Как и сам архиепископ, протопоп Константин занимал по
отношению к новым святым скептическую позицию. Его задача — «дозрети»
новоявленных святых: «в теле ли лежать, како исцеления многа створяють, не
неприязньство ли действуеть на прельщение человеком». Сам протопоп считал, что
«сим чюдотворением игумен многи богатества приобрете, еже приношаху гражане на
молебны, к раце их приходят ше». Культ ярославских князей был, по-видимому, шит
белыми нитками, и его реальный смысл не вызывал никаких сомнений у
трезвомыслящего протопопа. Только этим можно объяснить скепсис, не свойственный
средневековому человеку, тем более представителю церкви, охотно насаждавшей
культ святых и распространявшей многочисленные рассказы о их чудесах.

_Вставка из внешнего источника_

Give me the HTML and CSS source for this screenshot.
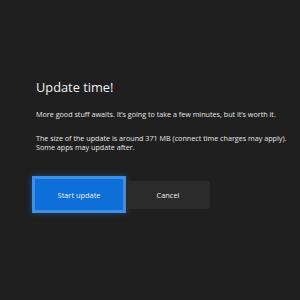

Кульминационный момент рассказа — приезд Константина в
Ярославль. Прибыв в Спасский монастырь, он посылает за игуменом, который,
однако, выйти к нему отказывается и вместо того «повеле ему войти к себе в
келью». Со стороны Константина следует гневная отповедь: «Не веси ли, въздавый
мне честь, послу владычню, владыце честь въздает? На мне чти не сотвори, на
моем осподаре чести не сотвори, на владыце. Аз бо се государю скажу». Перед
нами — открытый конфликт. Позиции противоборствующих сторон ясны. С одной
стороны — полномочный представитель Ростова (а в конечном счете — Москвы), за
спиной которого стоят архиепископ и сам великий князь. С другой стороны —
настоятель местного монастыря, игумен Христофор, крепко связанный со своим
князем и местными феодальными традициями. Столкновение этих противоборствующих
сил — реальное содержание сказания о ярославских чудотворцах, помещенного в
Софийско-Львовской летописи. Его автор, близкий к митрополичьим кругам, явно
симпатизирует ярославским удельным князьям, выступает апологетом идеологических
основ консервативной удельно-княжеской традиции. По его словам, конфликт в
Ярославле растянулся на ряд лет и закончился в 1467 г. идейной победой
сторонников новоявленных святых и посрамлением их рационалистически мыслящих
противников.
Рассказ Софийско-Львовской летописи свидетельствует о
многом. Несмотря на явные успехи Москвы в ее централизаторской политике, в 60-е
годы борьба с удельно-княжеской традицией, поддерживаемой определенными церковными
кругами, отнюдь не легкое и не простое дело. Подчас затрагиваются наиболее
чувствительные для средневекового общественного сознания церковные вопросы. В
верхах самой церковной иерархии наблюдается явный конфликт между сторонниками
великокняжеской политики и защитниками удельной старины: феодальная церковь не
стоит и не может стоять вне политической борьбы эпохи. Московская митрополия
пошла на компромисс. Ярославские князья были причислены к лику святых, и по
велению московских властей было составлено их житие: контроль Москвы снижал
политическое содержание этого культа.